Forvis Mazars Opinion
Section 46(4) of ITA 1995 provides that any distribution made by a trust to its beneficiary shall be deemed to be a dividend in the hands of the beneficiary. In the present case, Trust B, a trust established in South Africa, intends to distribute funds to its Mauritian beneficiary, Trust A.
While Section 46(4) applies to distributions made by Mauritian resident trusts, it is noteworthy that the MRA has taken the position that distributions received from a foreign trust do not fall within the scope of this provision. Accordingly, the distribution from Trust B is not treated as a dividend for Mauritian tax purposes.

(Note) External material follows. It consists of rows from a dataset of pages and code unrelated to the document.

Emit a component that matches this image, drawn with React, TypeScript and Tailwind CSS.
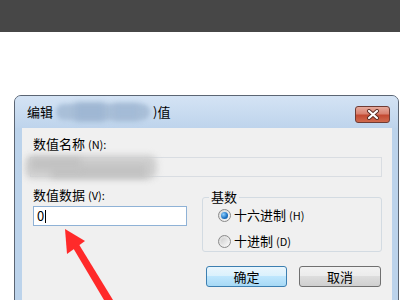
import React from "react";

const font = { fontFamily: '"Noto Sans CJK SC", "Noto Sans", sans-serif' };

function Radio({ checked }: { checked?: boolean }) {
  return (
    <span className="relative flex h-[13px] w-[13px] items-center justify-center rounded-full border border-[#8a8a8a] bg-[linear-gradient(135deg,#d8d8d8,#f8f8f8)]">
      {checked ? (
        <span className="h-[7px] w-[7px] rounded-full bg-[radial-gradient(circle_at_35%_35%,#8fd0ff,#1a6fc0_60%,#0b4f96)]" />
      ) : (
        <span className="h-[7px] w-[7px] rounded-full bg-[linear-gradient(135deg,#cfcfcf,#f4f4f4)]" />
      )}
    </span>
  );
}

export default function App() {
  return (
    <div className="relative h-[300px] w-[400px] overflow-hidden bg-white" style={font}>
      <div className="h-[32px] bg-[#474747]" />
      <div className="ml-[14px] mt-[63px] w-[385px] rounded-t-[7px] border border-[#5b6573] bg-[#bcd3eb]">
        {/* title bar */}
        <div className="flex h-[32px] rounded-t-[6px] bg-[linear-gradient(to_bottom,#d4e3f4,#bed4ec)]">
          <div className="flex items-center pl-[12px] text-[13px] leading-[16px] text-black">
            <span>编辑</span>
            <span className="relative mx-[2px] h-[18px] w-[96px]">
              <span className="absolute left-[1px] top-[1px] h-[16px] w-[94px] rounded-full bg-[#a9bfd8] blur-[2px]" />
              <span className="absolute left-[20px] top-[0px] h-[18px] w-[30px] bg-[#9fb7d3] blur-[3px]" />
              <span className="absolute left-[58px] top-[1px] h-[16px] w-[26px] bg-[#a4bbd6] blur-[3px]" />
            </span>
            <span>)值</span>
          </div>
          <div className="ml-auto mr-[8px] mt-[10px] flex h-[17px] w-[35px] items-center justify-center rounded-[3px] border border-[#6f3b33] bg-[linear-gradient(to_bottom,#e6aa9c,#d98270_45%,#c34a32_55%,#d06a4e)]">
            <svg width="14" height="11" viewBox="0 0 14 11">
              <path d="M3 2 L11 9 M11 2 L3 9" stroke="#5a2a22" strokeWidth="4" strokeLinecap="round" />
              <path d="M3 2 L11 9 M11 2 L3 9" stroke="#ffffff" strokeWidth="2.2" strokeLinecap="round" />
            </svg>
          </div>
        </div>
        {/* body */}
        <div className="pl-[7px] pr-[6px]">
          <div className="h-[200px] bg-[#f0f0f0] pt-[8px] text-[13px] leading-[16px] text-black">
            <div className="pl-[11px]">
              数值名称 <span className="text-[11px]">(N):</span>
            </div>
            <div className="relative ml-[8px] mt-[5px] h-[20px] w-[352px] border border-[#d9dde2] bg-[#f0f0f0]">
              <span className="absolute -left-[6px] -top-[3px] h-[24px] w-[132px] rounded-[8px] bg-[#cfcfcf] blur-[3px]" />
              <span className="absolute left-[20px] top-[6px] h-[14px] w-[96px] bg-[#c3c3c3] blur-[3px]" />
              <span className="absolute left-[0px] top-[0px] h-[12px] w-[50px] bg-[#c2c2c2] blur-[3px]" />
            </div>
            <div className="mt-[10px] flex">
              <div className="ml-[11px] w-[154px]">
                <div>
                  数值数据 <span className="text-[11px]">(V):</span>
                </div>
                <div className="mt-[3px] flex h-[20px] items-center border border-[#8fb2d6] bg-white pl-[3px]">
                  <span>0</span>
                  <span className="ml-[1px] h-[13px] w-[1px] bg-black" />
                </div>
              </div>
              <fieldset className="ml-[15px] mt-[2px] h-[63px] w-[180px] rounded-[3px] border border-[#d3dbe2]">
                <legend className="ml-[6px] px-[2px] text-[13px] leading-[16px]">基数</legend>
                <div className="mt-[2px] flex h-[16px] items-center pl-[15px]">
                  <Radio checked />
                  <span className="ml-[3px]">
                    十六进制 <span className="text-[11px]">(H)</span>
                  </span>
                </div>
                <div className="mt-[10px] flex h-[16px] items-center pl-[15px]">
                  <Radio />
                  <span className="ml-[3px]">
                    十进制 <span className="text-[11px]">(D)</span>
                  </span>
                </div>
              </fieldset>
            </div>
            <div className="mt-[14px] flex justify-end gap-[12px] pr-[11px]">
              <div className="flex h-[21px] w-[81px] items-center justify-center rounded-[3px] border border-[#3c7fb1] bg-[linear-gradient(to_bottom,#eaf6fd,#d9f0fc_50%,#bee6fd_50%,#a7d9f5)]">
                确定
              </div>
              <div className="flex h-[21px] w-[82px] items-center justify-center rounded-[3px] border border-[#707070] bg-[linear-gradient(to_bottom,#f2f2f2,#ebebeb_50%,#dddddd_50%,#cfcfcf)]">
                取消
              </div>
            </div>
          </div>
        </div>
      </div>
      {/* red arrow annotation */}
      <svg className="absolute left-0 top-0" width="400" height="300" viewBox="0 0 400 300">
        <polygon points="65,229 85,241 67,254" fill="#ff2a2a" />
        <polygon points="72.5,247 79,244.5 113,300 104,300" fill="#ff2a2a" />
      </svg>
    </div>
  );
}
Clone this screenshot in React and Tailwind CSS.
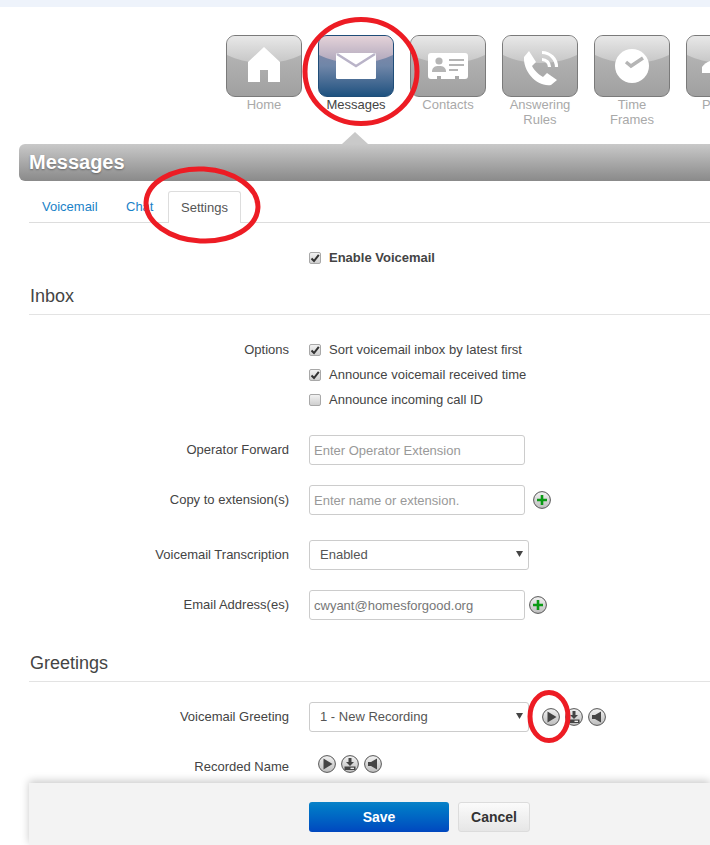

In its communiqué issued on 1 July 2022, the MRA clarified that where distributions are made by foreign fiscally transparent entities to Mauritian residents, the income retains its original character upon receipt in Mauritius. As such, capital gains distributed by a foreign fiscally transparent entity to a Mauritian resident are treated as capital gains and are therefore not subject to income tax in Mauritius.
However, in the present case, Trust B is not regarded as a fiscally transparent entity. As a result, the above interpretation concerning the retention of income character does not apply.
Consequently, the 80% partial exemption typically available on dividend income under the Income Tax Act would not be applicable to this distribution.
Trust A may claim the tax suffered in South Africa as a credit against the tax liability arising on the dividend income in Mauritius.
The donation was treated as gross income under Section 10(1)(g) of ITA 1995 and as such would be subject to tax at the rate of 15%.